[CHALLENGE]
Find each line holding "Tailwind" and copy it out.
## Start
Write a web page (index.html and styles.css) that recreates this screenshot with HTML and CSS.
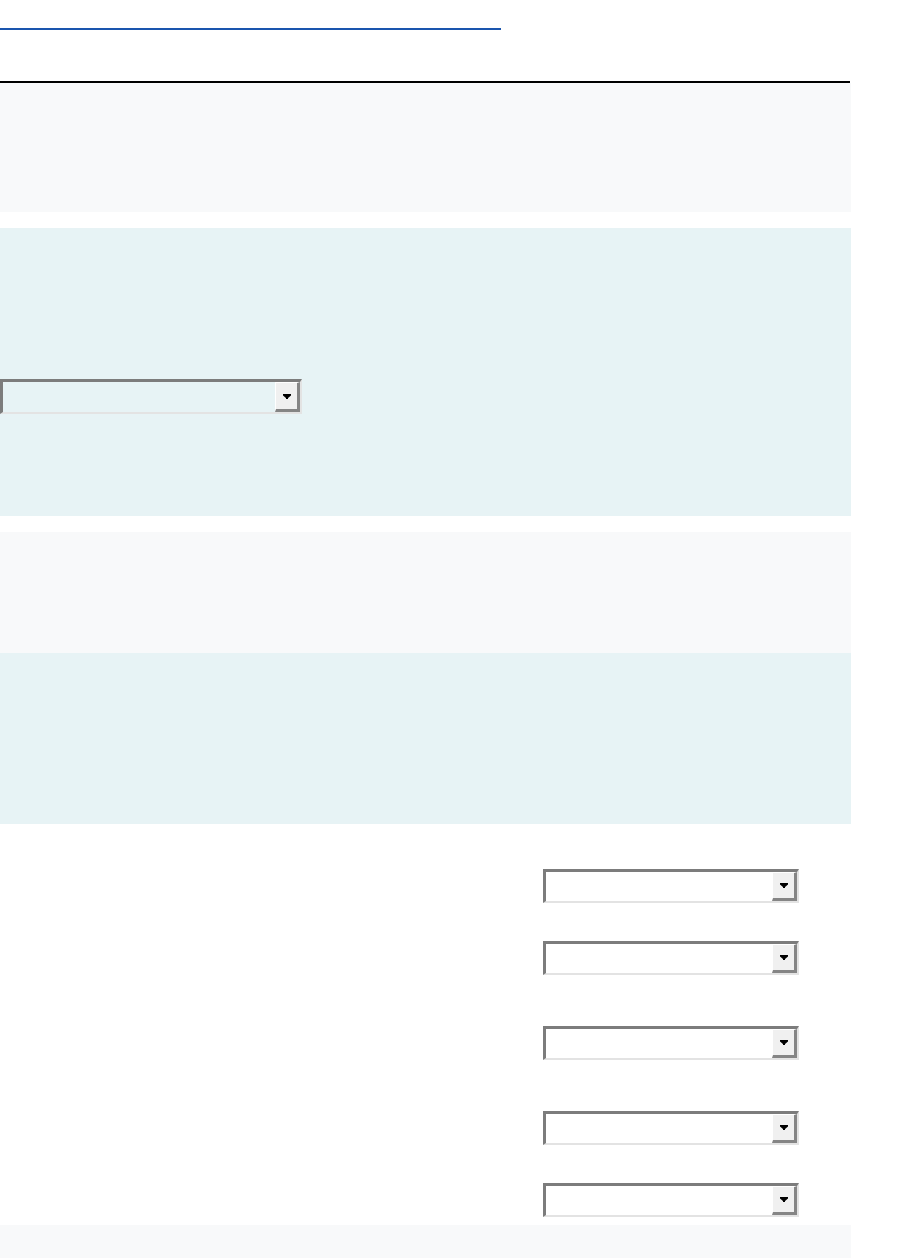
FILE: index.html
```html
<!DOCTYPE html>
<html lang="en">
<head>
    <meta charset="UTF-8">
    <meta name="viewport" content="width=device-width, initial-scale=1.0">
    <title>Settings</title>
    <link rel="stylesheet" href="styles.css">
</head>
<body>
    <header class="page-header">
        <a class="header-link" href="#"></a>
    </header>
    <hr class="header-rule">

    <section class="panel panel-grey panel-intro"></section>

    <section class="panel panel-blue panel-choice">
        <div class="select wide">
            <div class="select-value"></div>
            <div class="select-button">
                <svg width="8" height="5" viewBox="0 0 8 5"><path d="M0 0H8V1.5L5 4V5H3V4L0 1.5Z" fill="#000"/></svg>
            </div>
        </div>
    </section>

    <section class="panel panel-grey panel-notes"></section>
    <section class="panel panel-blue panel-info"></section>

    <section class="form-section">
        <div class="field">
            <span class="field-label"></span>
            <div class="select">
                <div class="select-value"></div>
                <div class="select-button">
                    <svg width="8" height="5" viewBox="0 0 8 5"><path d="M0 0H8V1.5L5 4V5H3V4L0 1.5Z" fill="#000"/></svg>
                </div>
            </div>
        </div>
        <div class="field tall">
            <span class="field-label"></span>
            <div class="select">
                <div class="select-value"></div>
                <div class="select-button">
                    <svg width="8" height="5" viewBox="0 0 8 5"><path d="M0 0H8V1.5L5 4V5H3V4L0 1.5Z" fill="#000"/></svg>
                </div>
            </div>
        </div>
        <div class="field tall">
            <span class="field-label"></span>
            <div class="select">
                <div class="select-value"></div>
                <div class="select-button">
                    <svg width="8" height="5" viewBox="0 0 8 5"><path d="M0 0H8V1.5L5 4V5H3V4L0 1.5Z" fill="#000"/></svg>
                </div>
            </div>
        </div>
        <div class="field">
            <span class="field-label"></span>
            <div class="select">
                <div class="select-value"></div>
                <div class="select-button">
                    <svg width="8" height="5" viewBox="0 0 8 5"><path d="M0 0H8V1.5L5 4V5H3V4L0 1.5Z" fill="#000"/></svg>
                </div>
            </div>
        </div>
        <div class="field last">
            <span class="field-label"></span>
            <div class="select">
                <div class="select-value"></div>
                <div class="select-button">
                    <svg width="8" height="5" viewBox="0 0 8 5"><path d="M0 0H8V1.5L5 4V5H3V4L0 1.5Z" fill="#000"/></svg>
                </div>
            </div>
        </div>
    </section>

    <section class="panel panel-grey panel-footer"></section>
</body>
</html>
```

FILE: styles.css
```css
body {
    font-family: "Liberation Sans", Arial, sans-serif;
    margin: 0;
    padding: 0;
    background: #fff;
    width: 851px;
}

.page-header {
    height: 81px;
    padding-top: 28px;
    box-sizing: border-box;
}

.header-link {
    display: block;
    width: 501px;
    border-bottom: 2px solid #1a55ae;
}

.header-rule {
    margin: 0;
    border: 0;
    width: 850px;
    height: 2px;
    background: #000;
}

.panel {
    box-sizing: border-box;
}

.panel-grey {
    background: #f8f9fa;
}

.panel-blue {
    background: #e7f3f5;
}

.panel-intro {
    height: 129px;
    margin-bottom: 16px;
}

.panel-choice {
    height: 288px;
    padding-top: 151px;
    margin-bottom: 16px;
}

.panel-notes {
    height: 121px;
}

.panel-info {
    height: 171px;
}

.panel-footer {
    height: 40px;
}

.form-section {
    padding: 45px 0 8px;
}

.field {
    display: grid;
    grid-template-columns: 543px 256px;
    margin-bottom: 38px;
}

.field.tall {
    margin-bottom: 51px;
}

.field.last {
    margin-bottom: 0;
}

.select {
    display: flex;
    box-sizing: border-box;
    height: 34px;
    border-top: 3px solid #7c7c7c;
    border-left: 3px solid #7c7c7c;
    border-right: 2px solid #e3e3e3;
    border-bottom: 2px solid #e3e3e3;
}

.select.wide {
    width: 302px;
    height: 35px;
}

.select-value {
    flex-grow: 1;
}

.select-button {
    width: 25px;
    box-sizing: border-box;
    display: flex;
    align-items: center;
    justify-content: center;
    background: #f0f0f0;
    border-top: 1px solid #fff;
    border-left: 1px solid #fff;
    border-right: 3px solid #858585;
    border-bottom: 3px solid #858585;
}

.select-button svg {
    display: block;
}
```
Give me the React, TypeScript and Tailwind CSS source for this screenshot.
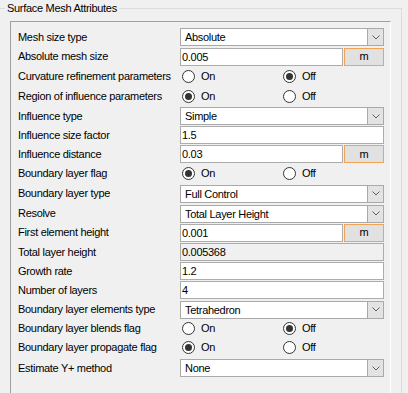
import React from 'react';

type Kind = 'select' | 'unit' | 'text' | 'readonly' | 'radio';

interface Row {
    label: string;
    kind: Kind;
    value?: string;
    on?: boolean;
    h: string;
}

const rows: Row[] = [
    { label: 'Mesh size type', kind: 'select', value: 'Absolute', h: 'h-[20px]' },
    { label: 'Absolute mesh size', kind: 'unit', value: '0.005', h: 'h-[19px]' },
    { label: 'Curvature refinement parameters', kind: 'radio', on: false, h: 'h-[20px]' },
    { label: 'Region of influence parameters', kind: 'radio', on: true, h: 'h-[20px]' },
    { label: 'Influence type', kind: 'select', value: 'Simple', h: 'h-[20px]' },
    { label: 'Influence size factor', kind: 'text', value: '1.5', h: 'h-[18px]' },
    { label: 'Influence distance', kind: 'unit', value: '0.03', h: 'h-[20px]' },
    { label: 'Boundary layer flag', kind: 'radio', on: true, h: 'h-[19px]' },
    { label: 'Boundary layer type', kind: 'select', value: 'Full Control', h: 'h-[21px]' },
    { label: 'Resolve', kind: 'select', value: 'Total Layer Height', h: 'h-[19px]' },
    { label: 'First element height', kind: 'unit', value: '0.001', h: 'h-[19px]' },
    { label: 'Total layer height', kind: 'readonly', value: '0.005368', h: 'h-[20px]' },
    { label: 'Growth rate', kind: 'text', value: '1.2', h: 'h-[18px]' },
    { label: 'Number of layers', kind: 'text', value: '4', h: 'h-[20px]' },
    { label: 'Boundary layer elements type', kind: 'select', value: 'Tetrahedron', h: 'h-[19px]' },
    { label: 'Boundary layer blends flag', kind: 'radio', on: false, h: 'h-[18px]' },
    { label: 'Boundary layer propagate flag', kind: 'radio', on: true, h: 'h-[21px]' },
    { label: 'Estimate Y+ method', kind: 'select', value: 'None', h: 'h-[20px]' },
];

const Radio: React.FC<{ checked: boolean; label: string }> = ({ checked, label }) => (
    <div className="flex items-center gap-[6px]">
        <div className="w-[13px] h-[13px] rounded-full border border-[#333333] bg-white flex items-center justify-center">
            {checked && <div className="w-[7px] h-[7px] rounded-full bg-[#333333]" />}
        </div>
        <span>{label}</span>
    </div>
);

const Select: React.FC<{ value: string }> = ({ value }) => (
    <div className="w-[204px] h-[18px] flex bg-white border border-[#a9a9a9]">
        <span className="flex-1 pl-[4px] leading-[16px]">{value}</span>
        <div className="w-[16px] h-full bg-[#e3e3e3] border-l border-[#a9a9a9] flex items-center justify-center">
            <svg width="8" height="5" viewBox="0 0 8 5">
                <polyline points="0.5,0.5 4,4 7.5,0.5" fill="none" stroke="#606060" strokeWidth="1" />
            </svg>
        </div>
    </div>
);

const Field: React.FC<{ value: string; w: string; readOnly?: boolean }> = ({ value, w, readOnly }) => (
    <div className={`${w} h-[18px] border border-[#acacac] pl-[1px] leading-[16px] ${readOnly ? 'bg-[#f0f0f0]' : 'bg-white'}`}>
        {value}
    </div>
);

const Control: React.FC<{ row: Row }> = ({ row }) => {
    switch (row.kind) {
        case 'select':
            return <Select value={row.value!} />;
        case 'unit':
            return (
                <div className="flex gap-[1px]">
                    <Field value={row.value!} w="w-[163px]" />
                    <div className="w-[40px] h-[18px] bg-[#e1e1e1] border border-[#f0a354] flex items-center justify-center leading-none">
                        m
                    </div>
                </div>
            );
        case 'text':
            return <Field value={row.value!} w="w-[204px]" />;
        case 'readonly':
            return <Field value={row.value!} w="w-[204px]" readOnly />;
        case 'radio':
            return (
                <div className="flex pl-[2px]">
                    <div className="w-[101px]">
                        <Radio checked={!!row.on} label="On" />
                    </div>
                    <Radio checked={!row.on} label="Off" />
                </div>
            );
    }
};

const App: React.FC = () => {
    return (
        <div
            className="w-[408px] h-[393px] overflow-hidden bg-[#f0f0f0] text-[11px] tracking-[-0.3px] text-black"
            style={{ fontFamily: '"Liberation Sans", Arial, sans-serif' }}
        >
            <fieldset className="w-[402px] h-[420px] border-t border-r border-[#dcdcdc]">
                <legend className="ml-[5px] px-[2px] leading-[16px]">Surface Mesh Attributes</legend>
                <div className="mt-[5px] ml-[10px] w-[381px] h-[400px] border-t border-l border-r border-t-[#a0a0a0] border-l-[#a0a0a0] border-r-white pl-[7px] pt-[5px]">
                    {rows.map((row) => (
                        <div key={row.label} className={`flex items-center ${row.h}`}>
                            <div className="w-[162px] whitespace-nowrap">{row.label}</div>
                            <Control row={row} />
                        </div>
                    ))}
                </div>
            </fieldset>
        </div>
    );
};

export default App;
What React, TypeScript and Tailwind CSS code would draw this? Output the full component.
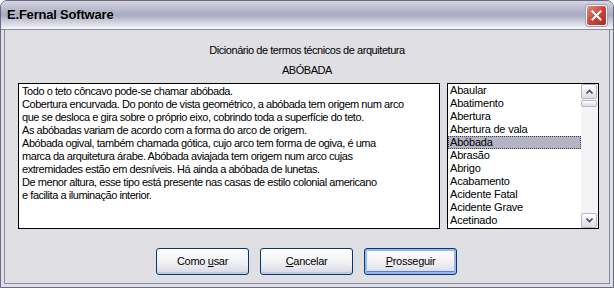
## End
[WRITTEN SOLUTION]
Give me the React, TypeScript and Tailwind CSS source for this screenshot.
What React, TypeScript and Tailwind CSS code would draw this? Output the full component.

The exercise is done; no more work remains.